More Violence. The NRA will love this piece of research! MIT's Laura Ralston has a paper that looks at a disarmament campaign in Uganda, and finds that there is more violence afterwards. Remarkably, it's not cross-border raids from Kenya that increased, but Ugandan-on-Ugandan violence:
This paper studies the effect of Uganda’s 2006 disarmament policy in the Karamoja region in East Africa, a traditional tribal area that is one of the most violent places in the world. This policy greatly reduced the guns of tribes in the Ugandan districts of the region but not in the Kenyan districts. Theoretically, the impact of the disarmament is ambiguous, since guns can be used for deterrence as well as helping aggressors carry out crimes, such as livestock raiding. For example, disarmament could reduce the advantage of heavily armed tribes over weakly armed tribes and lower the number of tribes willing to carry out raids. At the same time, it will also lower the expected cost of confrontations for all tribes, which may lead to more tribes initiating raids, particularly if the weakly armed tribes begin to raid. Empirically, I find that the disarmament campaign had the unintended effect of increasing the frequency of raids in Uganda by about 40%, while, consistent with the idea that disarmament reduced the costs of raiding, I find no impact on the monthly death rate. Moreover, this increase in raids in Uganda was driven by an increase in Ugandan initiated raids on other Ugandans, not an increase in Kenyan initiated raids on Ugandans, suggesting that in this context the deterrent effect of guns outweighs their impact as a tool of aggression.

Waiting for Woody

It seems that there is a serious failure in marketing the case for Catalan independence.
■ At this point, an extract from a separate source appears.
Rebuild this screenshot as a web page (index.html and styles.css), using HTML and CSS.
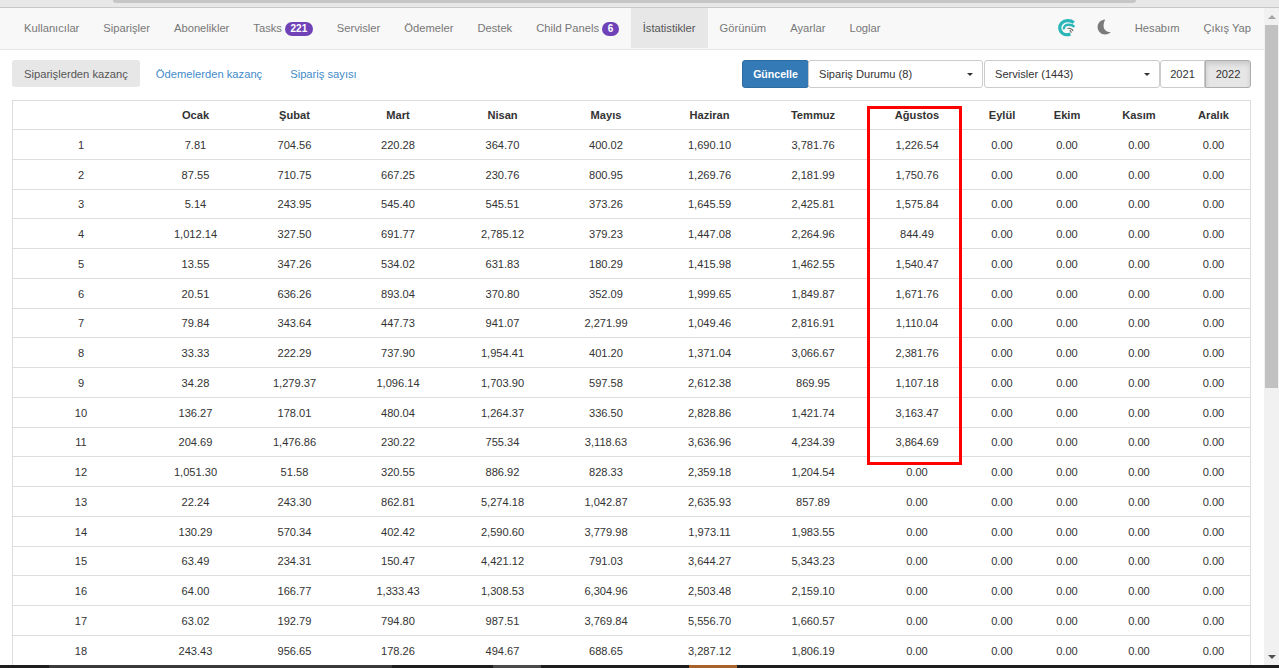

As I peruse the news sections of the gazettes, printed and online, I find many commentators who seem to say that the Catalans are simply a group of rich Spaniards who are tired of paying for the rest of the country. A currency strategist (!) at a London bank was quoted (via WSJ marketwatch) as saying
In view of the movements towards fiscal union within the euro zone it is perhaps ironic that Catalonia is calling for more autonomy from Spain. The region currently transfers EUR15 bln [about 19 billion] of its economic output to the rest of Spain each year, a situation that over a million protesters in Barcelona last week clearly view as undesirable. One question that inevitably arises from Catalonia’s protests is that if richer Spaniards are becoming more reluctant to support their less economically well off countrymen, who else do they expect will rise to the challenge?
This is, of course, breathtaking in its ignorance. The 11-S demonstrations were about much more than the injustice of current transfers. There was a very good case for Kosovo to separate from Serbia, and for Southern Sudan to break free. Nobody framed the issue of the dissolution of Czechoslovakia or Yugoslavia in terms of solidarity. And that's where the failure of the Catalan political elites lies. They have completely failed to market their case -- a country that is linguistically, culturally, economically distinct and largely ruled as a conquered province since 1714 by its bigger neighbor. If Catalonia was in another continent, everyone would agree that this is colonialism; within Europe, it is somehow ok. Everywhere else in Europe, smaller regions with a sense of independence are effectively paid to stay ... see Scotland, or Southern Tirol. Not so in Spain; the fiscal transfers from Catalonia to the rest of Spain are huge, and most "autonomy" until now has been a sham.

What's missing? In two words: George Clooney. The handsome actor lent his voice to the case for independence in Southern Sudan, and quite effectively. Before you can hope for the world to recognize you as a separate entity, you need someone to communicate what makes you distinct. Perhaps the Generalitat should ask Woody Allen to act as ambassador for the Catalan case.